O’Connell and Quinn emphasized they approached the topic through a “female gaze, ” aiming to influence format, casting, portrayal, and editing. That editorial promise carries risk. A show can attempt to be affirming and still unintentionally reproduce the very stereotypes it aims to dismantle, depending on what footage is highlighted, which jokes are left in, and how conflict is shaped.

The opening episode is described as starting earnestly, with an early match between two people of obviously different ages—without clarifying by how much. Humor still enters the frame through contestant lines like, “I could date you or your mom, ” and, “I don’t know if these guys are my age, my dad’s age or my grandpa’s age. ” The creators say the intent is not to poke fun at people, even as they acknowledge generational differences can be fertile ground for comedy.

Then comes the practical challenge. Quinn said the format “doesn’t come alive until you cast it, ” and that this show requires finding people genuinely open to the premise who also may not “look exactly their age. ” The team debated whether to cast from a single city—an approach that can make real-world logistics easier for couples—or go nationwide. They were “pretty adamant” it needed to be nationwide because of how hard the casting would be otherwise.

Analysis: this is where the social experiment meets production reality. If a show’s core promise is to “throw age out of the mix, ” then casting decisions—who appears youthful, who appears mature, and how those impressions track with actual ages—become the hidden engine of the entire season.

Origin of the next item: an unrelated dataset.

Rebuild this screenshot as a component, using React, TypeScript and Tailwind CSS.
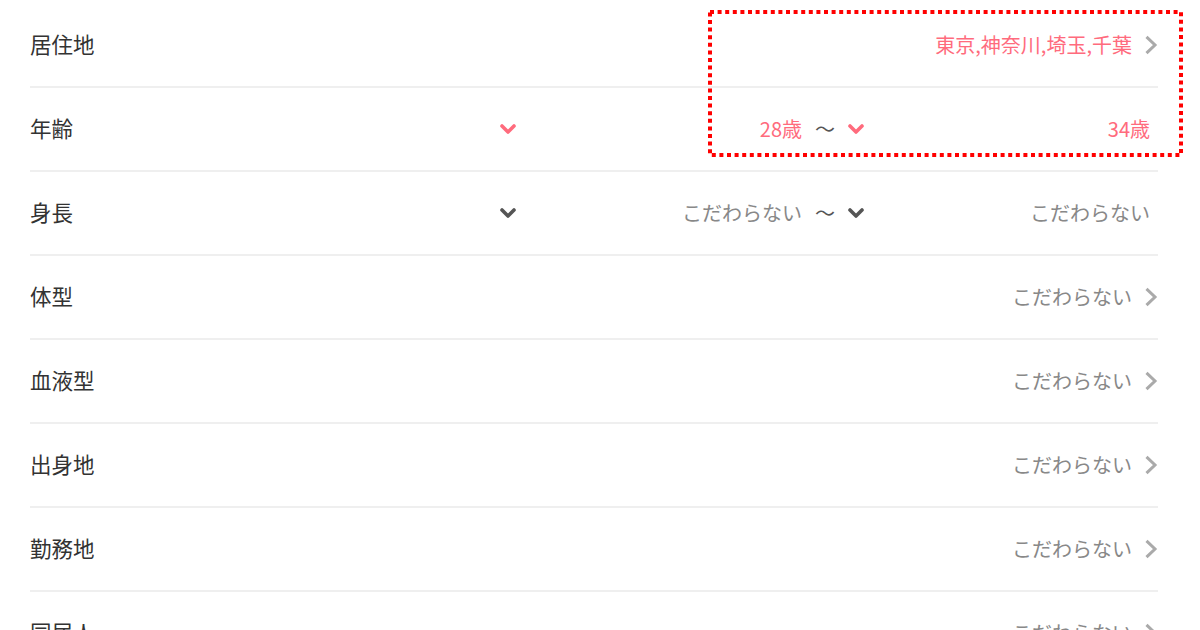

Nick Viall, Natalie Joy, and what the host dynamic signals

Netflix positioned the hosting choice as part of the thesis. The series is hosted by former “Bachelor” nick viall and his wife, Natalie Joy, who are almost 20 years apart in age. In practice, that host dynamic is more than trivia: it provides a constant visual reminder of the very scenario contestants are navigating, while also nudging the audience toward treating age-gap relationships as plausible rather than inherently scandalous.

Fact: the show’s only stated rule is that participants cannot ask anyone how old they are. Analysis: with nick viall and Joy present, the series also models a public-facing relationship that may influence how viewers interpret matches—either as validation or as an invitation to scrutinize.

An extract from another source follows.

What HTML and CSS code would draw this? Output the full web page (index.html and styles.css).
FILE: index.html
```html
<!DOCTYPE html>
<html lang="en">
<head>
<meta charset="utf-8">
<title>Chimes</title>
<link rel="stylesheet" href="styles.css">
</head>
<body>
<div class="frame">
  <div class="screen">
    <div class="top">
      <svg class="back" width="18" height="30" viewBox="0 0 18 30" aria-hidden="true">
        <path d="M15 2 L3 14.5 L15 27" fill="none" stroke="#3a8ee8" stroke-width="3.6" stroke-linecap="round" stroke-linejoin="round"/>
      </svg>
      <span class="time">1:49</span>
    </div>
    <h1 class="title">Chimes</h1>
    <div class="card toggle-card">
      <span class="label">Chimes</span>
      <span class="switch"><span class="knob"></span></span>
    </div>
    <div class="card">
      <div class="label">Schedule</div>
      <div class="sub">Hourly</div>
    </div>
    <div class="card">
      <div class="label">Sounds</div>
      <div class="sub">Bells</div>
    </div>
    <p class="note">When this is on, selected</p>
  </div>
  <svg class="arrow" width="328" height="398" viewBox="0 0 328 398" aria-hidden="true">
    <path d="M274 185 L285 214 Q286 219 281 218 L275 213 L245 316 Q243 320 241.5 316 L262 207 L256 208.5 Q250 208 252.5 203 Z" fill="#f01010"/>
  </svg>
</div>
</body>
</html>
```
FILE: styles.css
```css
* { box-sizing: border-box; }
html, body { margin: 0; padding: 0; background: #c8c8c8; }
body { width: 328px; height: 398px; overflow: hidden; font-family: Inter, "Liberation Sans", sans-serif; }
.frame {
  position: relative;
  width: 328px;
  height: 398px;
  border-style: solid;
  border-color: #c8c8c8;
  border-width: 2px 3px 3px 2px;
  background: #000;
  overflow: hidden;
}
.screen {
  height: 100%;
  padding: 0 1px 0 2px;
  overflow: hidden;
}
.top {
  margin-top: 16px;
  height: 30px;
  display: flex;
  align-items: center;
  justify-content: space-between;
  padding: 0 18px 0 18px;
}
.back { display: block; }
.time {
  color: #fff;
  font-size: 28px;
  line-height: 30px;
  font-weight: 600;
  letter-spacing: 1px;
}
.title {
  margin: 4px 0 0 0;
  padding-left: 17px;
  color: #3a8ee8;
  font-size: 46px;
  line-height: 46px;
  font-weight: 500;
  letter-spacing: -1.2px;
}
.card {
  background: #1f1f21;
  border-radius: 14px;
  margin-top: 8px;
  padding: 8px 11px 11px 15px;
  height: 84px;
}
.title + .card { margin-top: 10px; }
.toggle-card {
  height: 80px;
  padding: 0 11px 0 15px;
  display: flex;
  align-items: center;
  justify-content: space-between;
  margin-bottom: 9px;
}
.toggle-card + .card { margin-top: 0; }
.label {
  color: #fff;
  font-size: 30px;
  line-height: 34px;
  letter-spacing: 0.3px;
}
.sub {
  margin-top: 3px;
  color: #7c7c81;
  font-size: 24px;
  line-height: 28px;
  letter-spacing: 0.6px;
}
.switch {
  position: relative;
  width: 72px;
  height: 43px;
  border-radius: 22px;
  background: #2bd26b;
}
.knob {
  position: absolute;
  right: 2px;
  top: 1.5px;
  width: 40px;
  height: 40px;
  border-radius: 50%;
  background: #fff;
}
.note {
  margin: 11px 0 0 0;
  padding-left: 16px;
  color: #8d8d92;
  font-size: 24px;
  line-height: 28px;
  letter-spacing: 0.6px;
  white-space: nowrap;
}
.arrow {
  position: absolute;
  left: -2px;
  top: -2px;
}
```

What one Denver contestant reveals about the show’s real tension

Angel Martinez, founder and owner of Angel Aesthetics med spa, is one contestant highlighted as joining the cast for four weeks of filming in Whistler, Canada, seeking a partner. Martinez said she initially turned down the offer, citing her business and a reluctance to join “trashy dating shows, ” but ultimately saw it as a rare chance to step back from work and parenting responsibilities and refocus on her love life.

Martinez, who said she moved to Denver two decades ago to raise her kids, described time constraints as a major barrier to dating. She also explained why the no-age rule appealed: she has dated both younger and older partners, yet she recognized how quickly she categorizes men once she learns their age. Her framing is blunt and revealing—placing younger men near her son’s age in her mind, or older men into a “set in their ways” box. She also recalled experiencing ageism directly on a date with a man who remarked he had never liked someone “as old as her, ” despite being 53 himself.

Martinez’s perspective also spotlights a second tension: the relationship between age and attractiveness. She argued social media has “ruined the idea of beauty, ” especially for women pressured to preserve youthful looks to be considered attractive. At her spa, she said, the goal is to help women embrace their age rather than hide it, adding that she is proud of being 47.

Analysis: even if the show bans age questions, it cannot ban the cultural cues people use to estimate age, nor can it stop viewers from bringing their own assumptions about beauty, youth, and desirability into every scene.

Regional and global impact: a format that travels because stigma travels

By choosing a nationwide casting approach, the creators implicitly argue that age-gap dating is not a niche phenomenon limited to one local scene. The premise also has global portability because the stigma around age differences—and the stereotypes directed at women in particular—exists across many cultures, even if it presents differently in each.

Yet the show’s design may also amplify a paradox. As one observer in the provided context noted, casting “an attractive group” could challenge the notion that aging makes people less attractive—but it could also reinforce conventional standards that tie beauty to youth. The series’ success, in that sense, will depend not only on who couples up, but on whether the storytelling makes room for complexity rather than turning the rule into a gimmick.

For now, Netflix’s wager is that the question people are forbidden to ask will become the question they cannot stop thinking about—and that nick viall can help steer that tension into a watchable experiment rather than a punchline.